僕にも、どうしたらいいかという決定的な考え方はありませんが、この難しい問題は、ずっと考え続けていくべき問題だろうと思います。重罰化をすることで忘れ去っていい問題だとは思えません。
Posted by at 2004年09月02日 10:31
秀さん、コメントありがとうございます。

>罪に対して厳罰化を求めるというのは、犯罪の抑止を目的とするというよりも、犯罪によって傷つけられた感情の復讐を求めるためというふうに僕には見えます。

一般に世論の動向という観点からはそう言えると思います。しかしそれで犯罪被害者(または遺族)の感情を癒すのに最善の方法かというと、どうもそうではないように思うのです。

>厳罰化が犯罪の抑止に役立たないと言うのは、統計上の真理としてはもはや常識とすら言われています。

そうですね。それに少年犯罪について言えば、多くの場合その『罰』についての知識や意識に乏しく『厳罰化』したところで、それ自体何の意味も持ちません。

少年犯罪の凶悪化が叫ばれている昨今ですが、実際はどうかというと、確かに質的な変化はあるかもしれませんが、量的には決して増加しているわけではありません。
少年法改正・厳罰化の目的に懐疑的になる所以です。

>犯罪抑止のためには、重罰化ではない、社会環境の整備などの方が有効だと思います。重罰化は、復讐感情のために行われるものだと思いますから、問題は、この復讐感情を、いかに建設的な方向へと昇華していくかということではないかと思います。

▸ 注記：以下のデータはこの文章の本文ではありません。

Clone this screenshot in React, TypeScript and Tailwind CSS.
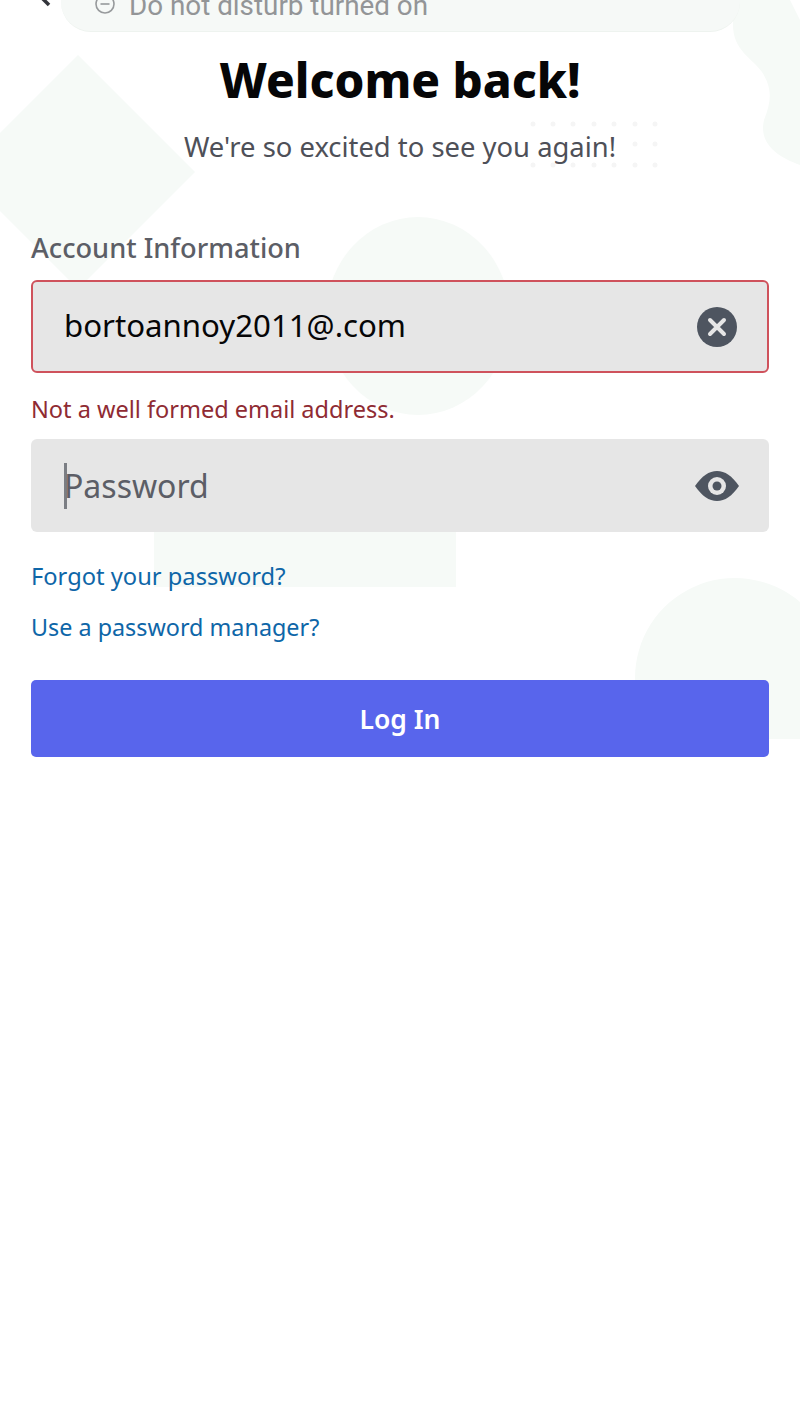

佐賀バスジャック事件の被害者の方の取組みは、そんな具体例の一つかもしれません。(犯罪にかりたてたであろう)子どもを取巻く環境、問題に向き合う取組みをされています。具体的にはまた記事にでもできればと思っていますが。
Posted by PPFV at 2004年09月03日 01:45
PPFVさん こんにちは。 私は、年少者の犯罪の厳罰化は、最近の強権支配の一連の動きに連なるもので、年少者に対する抑圧の強化だと思います。年少者の犯罪を減少させるには、強権支配の構造を無くして、社会の閉塞感を取り除くことが一番だと思います。そのための第一歩は、とりあえず小泉首相を退陣させることでしょうか。(トラックバックさせていただきましたが、最近うまく連携されなくなってしまったようです)。
Posted by SIERRA at 2004年09月03日 16:53
こういうページがありました。
ご参考まで。

http://kodansha.cplaza.ne.jp/broadcast/special/2000_03_22_2/
Posted by U2QMS at 2004年09月04日 06:40
SIERRAさん、コメントおよびTBありがとうございました。
こちらからもTBさせていただきました。

>私は、年少者の犯罪の厳罰化は、最近の強権支配の一連の動きに連なるもので、年少者に対する抑圧の強化だと思います。

とのご意見には賛成です。

本来、少年法改正の問題は、少年犯罪に限らず・・・
・犯罪防止の観点
・再犯防止(社会更正のしくみ)の観点
・被害者救済の観点
すべてが混乱して議論されるところに問題(あるいは恣意的な意図)があるように思います。
Posted by PPFV at 2004年09月04日 14:33
U2QMSさん、記事のご紹介ありがとうございます。

ざっと読んで見ましたが、またじっくり見てみたいと思います。

ひとつ気になったところ・・・

「裁判所、被害者の家庭、学識経験者、弁護士など現場の方々の話を聞くと、犯罪を犯す少年たちは今の少年法によって自分たちは罰せられないことを十分知っているというんです。そもそも現行の少年法は、GHQの占領下にあった昭和25年、アメリカ本国のテストケースとして施行されたものなんですよ。アメリカでは今のような日本の少年法にすると、凶悪犯罪が増えてしまうという懸念があった。しかし、子供の人権は守らなければならない。そこで、言葉は悪いが実験として日本に押しつけてみたんです」

何かの話と似てますね(^^;;
詳しく見ていないので何とも言えませんが、
「実験的に押し付けた」とすればそれは「かなり先進的な法律」であることかもしれませんね。
Posted by PPFV at 2004年09月04日 14:42
うめチキです。

厳罰化云々は別として、警察の調査権が明記される点は重要だと思います。